At least 10 dead from record cold that has blanketed South
ATLANTA — Snow, ice and a record-breaking blast of cold closed runways, highways, schools and government offices across the South and sent cars sliding off roads Wednesday in a corner of the country illequipped to deal with wintry weather. At least 10 people died, including a baby in a car that plunged off a slippery overpass into a Louisiana canal.
Icicles hung from a statue of jazz musicians in normally balmy New Orleans, and drivers unaccustomed to ice spun their wheels across Atlanta, which was brought to a near-standstill by little more than an inch of snow. The beach in Biloxi, Mississippi, got a light coating. And the University of North Carolina at Chapel Hill canceled classes as the storm unloaded at least 8 inches of snow in Durham and Greensboro.
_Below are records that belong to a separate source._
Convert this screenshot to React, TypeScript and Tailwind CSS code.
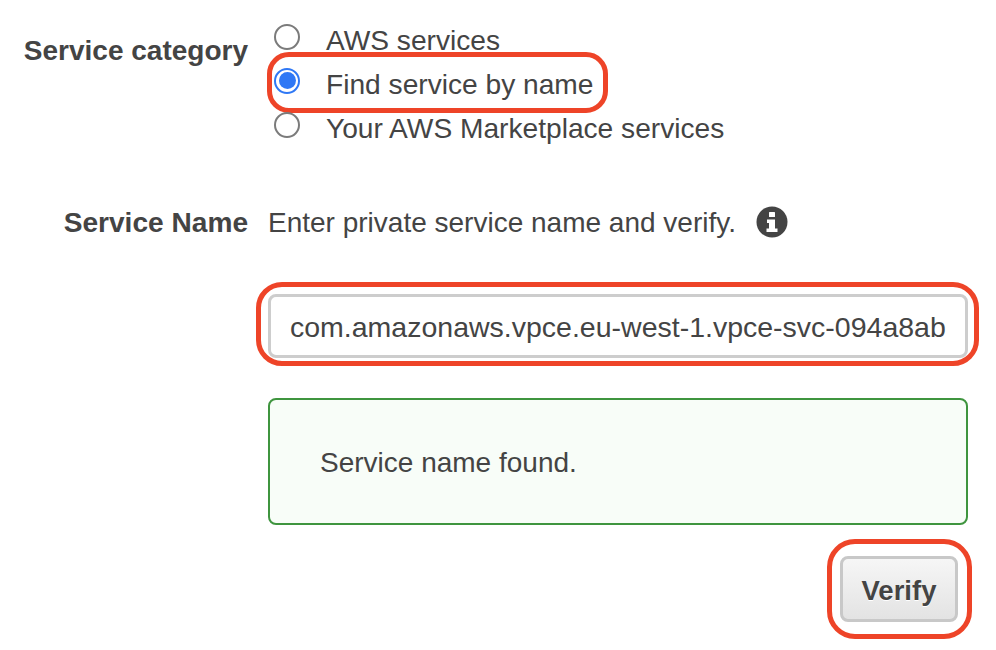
import React from 'react';

const FONT = "font-['Liberation_Sans',Arial,sans-serif]";

const Radio = ({ checked }: { checked?: boolean }) =>
  checked ? (
    <span className="mb-[7px] flex h-[26px] w-[26px] shrink-0 items-center justify-center rounded-full border-2 border-[#2f78f5] bg-white">
      <span className="h-[17px] w-[17px] rounded-full bg-[#2f78f5]" />
    </span>
  ) : (
    <span className="mb-[7px] h-[26px] w-[26px] shrink-0 rounded-full border-2 border-[#7b7b7b] bg-white" />
  );

const Highlight = ({ className }: { className: string }) => (
  <span className={`pointer-events-none absolute border-[5px] border-[#ee4428] ${className}`} />
);

const InfoIcon = () => (
  <svg width="32" height="32" viewBox="0 0 32 32" className="shrink-0">
    <circle cx="16" cy="16" r="15.5" fill="#444" />
    <rect x="13" y="6" width="6" height="5" rx="0.5" fill="#fff" />
    <path d="M11 13.5h8V22.5h2.5V26h-11V22.5H13V17h-2z" fill="#fff" />
  </svg>
);

const RadioRow = ({ label, checked, ring }: { label: string; checked?: boolean; ring?: boolean }) => (
  <div className="relative flex h-11 items-center gap-[26px] pl-1.5">
    <Radio checked={checked} />
    <span className="whitespace-nowrap pt-0.5 text-[28.15px] leading-none">{label}</span>
    {ring && <Highlight className="left-[-1px] top-[-10px] h-[61px] w-[341px] rounded-[22px]" />}
  </div>
);

const App = () => {
  return (
    <div className={`h-[650px] w-[996px] overflow-hidden bg-white text-[28px] text-[#444] ${FONT}`}>
      <div className="grid grid-cols-[248px_700px] gap-x-5 pt-[18px]">
        <div className="pt-3.5 text-right font-bold leading-[38px]">Service category</div>
        <div>
          <RadioRow label="AWS services" />
          <RadioRow label="Find service by name" checked ring />
          <RadioRow label="Your AWS Marketplace services" />
        </div>

        <div className="mt-[50px] flex h-[44px] items-center justify-end pt-0.5 text-[28.1px] font-bold">Service Name</div>
        <div className="mt-[50px] flex h-[44px] items-center gap-5">
          <span className="whitespace-nowrap pt-0.5">Enter private service name and verify.</span>
          <InfoIcon />
        </div>

        <div className="col-start-2 mt-[50px] flex flex-col">
          <div className="relative flex h-16 items-center rounded-lg border-[3px] border-[#cdcdcd] bg-white pl-[19px] pt-0.5 text-[28.5px]">
            <span className="whitespace-nowrap">com.amazonaws.vpce.eu-west-1.vpce-svc-094a8ab</span>
            <Highlight className="left-[-15px] top-[-15px] h-[84px] w-[723px] rounded-[26px]" />
          </div>

          <div className="mt-10 flex h-[127px] items-center rounded-lg border-2 border-[#3f953f] bg-[#f8fdf8] pl-[50px] pt-0.5">
            Service name found.
          </div>

          <div className="mt-[31px] flex justify-end pr-2.5">
            <button className="relative h-[66px] w-[118px] rounded-lg border-[3px] border-[#c8c8c8] bg-gradient-to-b from-[#f6f6f6] to-[#e3e3e3] pt-1 text-[27.5px] font-bold text-[#444] [text-shadow:0_1px_0_#fff]">
              Verify
              <Highlight className="left-[-16px] top-[-20px] h-[100px] w-[145px] rounded-[28px]" />
            </button>
          </div>
        </div>
      </div>
    </div>
  );
};

export default App;
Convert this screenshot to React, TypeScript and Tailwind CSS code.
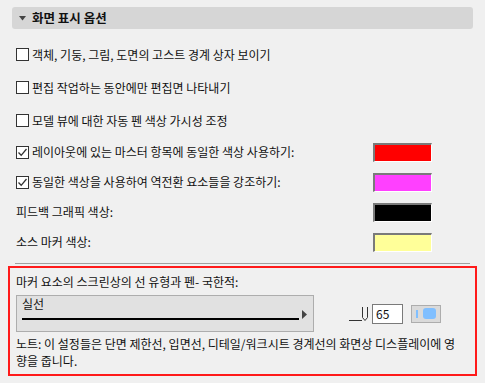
import React from 'react';

const font = { fontFamily: '"Noto Sans CJK KR", "Noto Sans", sans-serif' };

const Box: React.FC<{ checked?: boolean }> = ({ checked }) => (
  <span className="w-[13px] h-[13px] border border-[#333] bg-white flex items-center justify-center shrink-0">
    {checked && (
      <svg width="11" height="11" viewBox="0 0 11 11">
        <path d="M1.5 5.5 L4.2 8.3 L9.5 2" fill="none" stroke="#333" strokeWidth="1.3" />
      </svg>
    )}
  </span>
);

const Swatch: React.FC<{ color: string }> = ({ color }) => (
  <div className="w-[59px] h-[19px] border-t-2 border-l-2 border-t-[#7a7a7a] border-l-[#7a7a7a] border-b border-r border-b-white border-r-white" style={{ backgroundColor: color }} />
);

const App: React.FC = () => {
  const rows = [
    { label: '객체, 기둥, 그림, 도면의 고스트 경계 상자 보이기', box: false },
    { label: '편집 작업하는 동안에만 편집면 나타내기', box: false },
    { label: '모델 뷰에 대한 자동 펜 색상 가시성 조정', box: false },
  ];
  const colors = [
    { label: '레이아웃에 있는 마스터 항목에 동일한 색상 사용하기:', box: true, color: '#ff0000' },
    { label: '동일한 색상을 사용하여 역전환 요소들을 강조하기:', box: true, color: '#ff40ff' },
    { label: '피드백 그래픽 색상:', box: null, color: '#000000' },
    { label: '소스 마커 색상:', box: null, color: '#ffff99' },
  ];

  return (
    <div className="w-[485px] h-[383px] bg-[#f0f0f0] text-[12px] text-[#111] pt-[7px] overflow-hidden" style={font}>
      <div className="mx-[12px] h-[22px] rounded-[3px] bg-[#d6d6d6] flex items-center pl-[7px] gap-[6px]">
        <svg width="7" height="5" viewBox="0 0 7 5"><path d="M0 0 H7 L3.5 4.5 Z" fill="#444" /></svg>
        <span className="font-bold text-[12.5px]">화면 표시 옵션</span>
      </div>

      <div className="pl-[16px] pt-[9px] flex flex-col">
        {rows.map((r) => (
          <div key={r.label} className="h-[33px] flex items-center gap-[3px] leading-none">
            <Box />
            <span>{r.label}</span>
          </div>
        ))}
      </div>

      <div className="pl-[16px] pr-[53px] flex flex-col">
        {colors.map((r) => (
          <div key={r.label} className="h-[30px] flex items-center justify-between">
            <div className="flex items-center gap-[3px]">
              {r.box !== null && <Box checked />}
              <span>{r.label}</span>
            </div>
            <Swatch color={r.color} />
          </div>
        ))}
      </div>

      <div className="mx-[15px] mt-[6px] border-t border-[#a0a0a0]" />

      <div className="mx-[8px] mt-[2px] h-[110px] border-2 border-[#ff1a1a] px-[6px] pt-[5px]">
        <div className="leading-[18px]">마커 요소의 스크린상의 선 유형과 펜- 국한적:</div>
        <div className="mt-[4px] flex items-center">
          <div className="w-[298px] h-[37px] bg-[#e1e1e1] border border-[#adadad] flex flex-col px-[5px]">
            <span className="leading-[15px]">실선</span>
            <div className="flex items-center mt-[7px]">
              <div className="flex-1 h-[2px] bg-black" />
              <svg width="6" height="9" viewBox="0 0 6 9" className="ml-[3px] -mt-[10px]"><path d="M0 0 L5 4.5 L0 9 Z" fill="#444" /></svg>
            </div>
          </div>
          <div className="ml-[34px] flex items-center">
            <svg width="20" height="20" viewBox="0 0 20 20">
              <path d="M1 16.5 H14" stroke="#333" strokeWidth="1" fill="none" />
              <path d="M14.5 3 V13.5 L17 16.5 L19.5 13.5 V3" stroke="#333" strokeWidth="1" fill="none" />
            </svg>
            <div className="ml-[4px] w-[31px] h-[20px] bg-white border border-[#7a7a7a] flex items-center pl-[3px]">65</div>
            <div className="ml-[8px] w-[30px] h-[18px] bg-[#dadada] border border-[#adadad] flex items-center pl-[4px] gap-[5px]">
              <div className="w-[2px] h-[8px] bg-[#80bfff]" />
              <div className="w-[13px] h-[11px] rounded-[3px] bg-[#80bfff]" />
            </div>
          </div>
        </div>
        <div className="mt-[3px] leading-[17px] pr-[12px]">
          노트: 이 설정들은 단면 제한선, 입면선, 디테일/워크시트 경계선의 화면상 디스플레이에 영향을 줍니다.
        </div>
      </div>
    </div>
  );
};

export default App;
Even the best drivers had trouble: Retired NASCAR champion Dale Earnhardt Jr. tweeted that he had just used his winch to help pull a car out of a ditch when he drove off the road and into a tree in North Carolina.
A spokesman said Mr. Earnhardt was not hurt and his pickup had only minor damage.
Though skies were sunny and bright in many places, temperatures remained below freezing throughout the day in much of the South. The mercury dropped to record lows overnight in several places in Alabama, Georgia, Louisiana and Mississippi. It was 21 degrees before dawn in New Orleans, breaking the city’s record of 23, set on the same date in 1977.
Thousands of schoolchildren and teachers got the day off. Many cities canceled meetings and court proceedings, and some businesses closed. Slippery runways and the need to de-ice planes forced cancellations and delays in New Orleans; Memphis, Tennessee; and Raleigh-Durham, North Carolina. Electricity usage surged as people struggled to keep warm.
In Alabama, where some places got at least 3 inches of snow, dairy farmer Will Gilmer bundled up for the drive to his milking barn before daybreak in rural Lamar County, the thermometer reading 7 degrees.
“I probably had four layers on and then insulated coveralls and a heavy coat on over that. I made it OK except for my toes,” he said.